Title: Zekerheid, vertrouwen, scepticisme
Author(s): BURMS, Arnold , DE DIJN, Herman
Journal: Tijdschrift voor Filosofie
Volume: 81    Issue: 3   Date: 2019   
Pages: 431-449
DOI: 10.2143/TVF.81.3.3287035

Abstract :
We aim at defending the thesis that the quest for certain knowledge is a pseudo problem whose function is to hide a real problem: finding a foundation for trust. In developing this thesis we examine first two kinds of trust (trusting another person, trusting oneself). Both lead to the same paradox. For while trust is (obviously) fallible, it is also (somewhat less obviously) our paradigm of certainty. The question then concerns why exactly that trust can be at the same time certain (trust is the paradigm of certainty) and uncertain (trust is vulnerable or fallible) (section 2 and 3).
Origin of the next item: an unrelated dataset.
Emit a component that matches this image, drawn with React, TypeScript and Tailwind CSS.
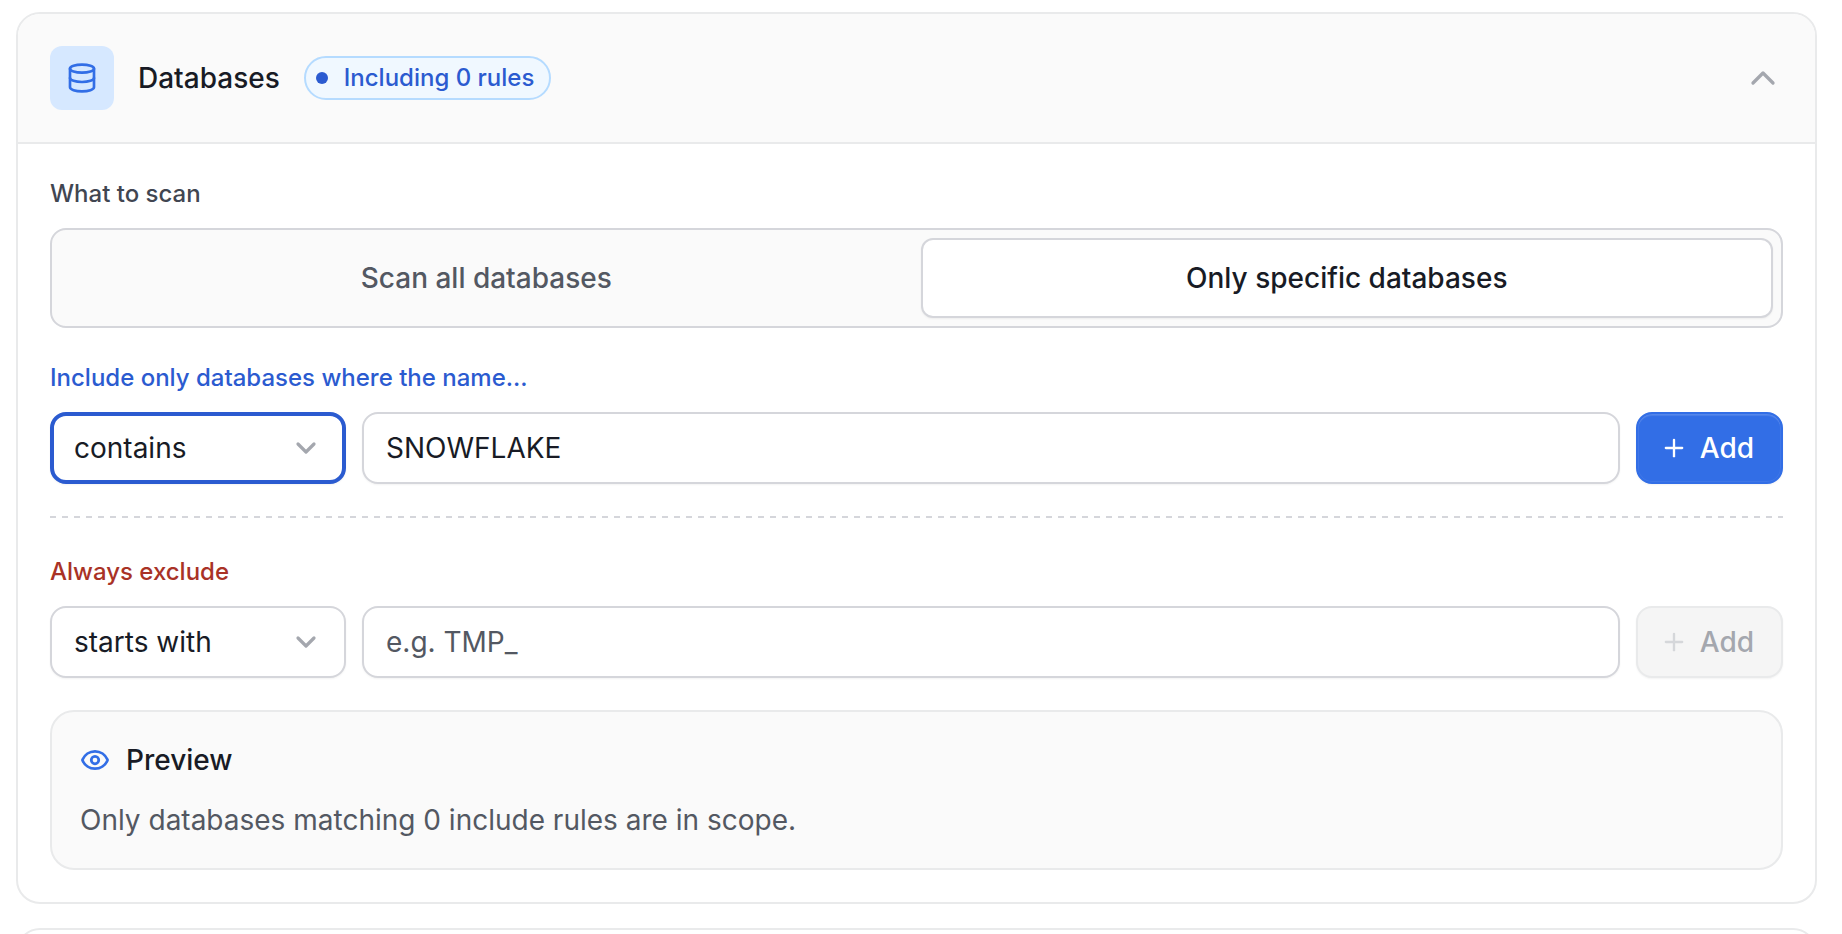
import { ChevronDown, ChevronUp, Database, Eye, Plus } from 'lucide-react';
import { clsx } from 'clsx';
import { useState } from 'react';

const operators = ['contains', 'starts with', 'ends with', 'equals'];

type RuleRowProps = {
  id: string;
  label: string;
  tone: string;
  operator: string;
  initialValue?: string;
  placeholder: string;
  focused?: boolean;
};

const RuleRow = ({ id, label, tone, operator, initialValue = '', placeholder, focused }: RuleRowProps) => {
  const [value, setValue] = useState(initialValue);
  const disabled = value === '';

  return (
    <div>
      <label htmlFor={id} className={clsx('block text-2xl leading-9 font-medium', tone)}>
        {label}
      </label>
      <div className="mt-4 flex gap-4">
        <div className="relative w-[296px] shrink-0">
          <select
            aria-label="Match operator"
            defaultValue={operator}
            className={clsx(
              'h-[72px] w-full appearance-none rounded-2xl bg-white pr-16 text-[28px] leading-10 text-[#181b25] shadow-xs outline-none',
              focused ? 'border-4 border-[#2b5bd0] pl-5' : 'border-2 border-[#d5d6db] pl-[22px]',
            )}
          >
            {operators.map((item) => (
              <option key={item}>{item}</option>
            ))}
          </select>
          <ChevronDown
            className="pointer-events-none absolute top-5 right-6 size-8 text-[#a4a7ae]"
            strokeWidth={2.4}
            aria-hidden="true"
          />
        </div>
        <input
          id={id}
          type="text"
          value={value}
          onChange={(e) => setValue(e.target.value)}
          placeholder={placeholder}
          className="h-[72px] min-w-0 flex-1 rounded-2xl border-2 border-[#d5d6db] bg-white px-[22px] text-[28px] leading-10 text-[#181b25] shadow-xs outline-none placeholder:text-[#535862]"
        />
        <button
          type="button"
          disabled={disabled}
          className={clsx(
            'flex h-[72px] shrink-0 items-center gap-3 rounded-2xl border-2 pr-[27px] pl-[22px] text-[28px] leading-10 font-medium shadow-xs',
            disabled
              ? 'border-[#e9eaeb] bg-[#f5f5f5] text-[#a4a7ae]'
              : 'border-[#326ee6] bg-[#326ee6] text-white inset-shadow-[0_2px_1px_rgb(255_255_255/0.12)] inset-ring inset-ring-white/6',
          )}
        >
          <Plus className={clsx('size-7', disabled && 'text-[#d5d7da]')} aria-hidden="true" />
          Add
        </button>
      </div>
    </div>
  );
};

const scopes = ['Scan all databases', 'Only specific databases'];

const App = () => {
  const [scope, setScope] = useState(scopes[1]);

  return (
    <main className="h-screen overflow-hidden bg-white pt-3 pr-[25px] pl-4 font-['Inter',sans-serif]">
      <section className="overflow-hidden rounded-3xl border-2 border-[#e9eaeb]">
        <header className="flex items-center gap-6 border-b-2 border-[#e9eaeb] bg-[#fafafa] p-8">
          <div className="flex size-16 items-center justify-center rounded-xl bg-[#d6e8ff]">
            <Database className="size-8 text-[#326ee6]" aria-hidden="true" />
          </div>
          <h2 className="text-[28px] leading-10 font-medium text-[#181b25]">Databases</h2>
          <span className="flex h-11 items-center gap-4 rounded-full border-2 border-[#b5dbff] bg-[#f0f8ff] pr-[15px] pl-[10px] text-2xl font-medium text-[#2b5bd0]">
            <span className="size-3 rounded-full bg-[#2b5bd0]" />
            Including 0 rules
          </span>
          <button type="button" aria-label="Collapse databases" className="ml-auto text-[#a4a7ae]">
            <ChevronUp className="size-10" aria-hidden="true" />
          </button>
        </header>

        <div className="p-8">
          <h3 id="scope-label" className="text-2xl leading-9 font-medium text-[#414651]">
            What to scan
          </h3>
          <div
            role="group"
            aria-labelledby="scope-label"
            className="mt-4 grid grid-cols-2 gap-2 rounded-2xl border-2 border-[#d5d6db] bg-[#fafafa] p-2"
          >
            {scopes.map((item) => (
              <button
                key={item}
                type="button"
                aria-pressed={scope === item}
                onClick={() => setScope(item)}
                className={clsx(
                  'h-20 rounded-xl border-2 text-[28px] leading-10 font-medium',
                  scope === item
                    ? 'border-[#d5d6db] bg-white text-[#181b25] shadow-xs'
                    : 'border-transparent text-[#535862]',
                )}
              >
                {item}
              </button>
            ))}
          </div>

          <div className="mt-8">
            <RuleRow
              id="include-value"
              label="Include only databases where the name..."
              tone="text-[#2b5bd0]"
              operator="contains"
              initialValue="SNOWFLAKE"
              placeholder="e.g. PROD_"
              focused
            />
          </div>

          <hr className="mt-8 mb-9 h-[2px] border-0 bg-[repeating-linear-gradient(90deg,#d5d6db_0_6px,transparent_6px_12px)]" />

          <RuleRow
            id="exclude-value"
            label="Always exclude"
            tone="text-[#a93226]"
            operator="starts with"
            placeholder="e.g. TMP_"
          />

          <div className="mt-8 rounded-3xl border-2 border-[#e9eaeb] bg-[#fafafa] p-7">
            <div className="flex items-center gap-4">
              <Eye className="size-[30px] text-[#326ee6]" strokeWidth={2.2} aria-hidden="true" />
              <h3 className="text-[28px] leading-10 font-medium text-[#181b25]">Preview</h3>
            </div>
            <p className="mt-5 text-[28px] leading-10 text-[#535862]">
              Only databases matching 0 include rules are in scope.
            </p>
          </div>
        </div>
      </section>

      <section className="mt-6 h-40 rounded-3xl border-2 border-[#e9eaeb]" />
    </main>
  );
};

export default App;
We then attempt to elucidate this paradox, and come to the conclusion that while trust is opposed to the risks that might subvert it, it is at the same time somehow dependent on these risks (section 4). The paradox of trust plays also a central role in our explanation of why a pseudo problem (the quest for certainty) was substituted for the real problem (the foundation of trust). The answer is that the existence of a definitive solution would then seem to be conceivable, whereas no such solution exists for the real problem (section 5). Finally, in agreeing with Carnap that the sceptical problem about the existence of the external world is devoid of any relevance for scientific research, we are particularly interested in the idea stressed by the sceptic — that we are from time to time deceived without ever discovering it. This idea turns out to be indispensable for the world we live in, for the world outside objectifying science.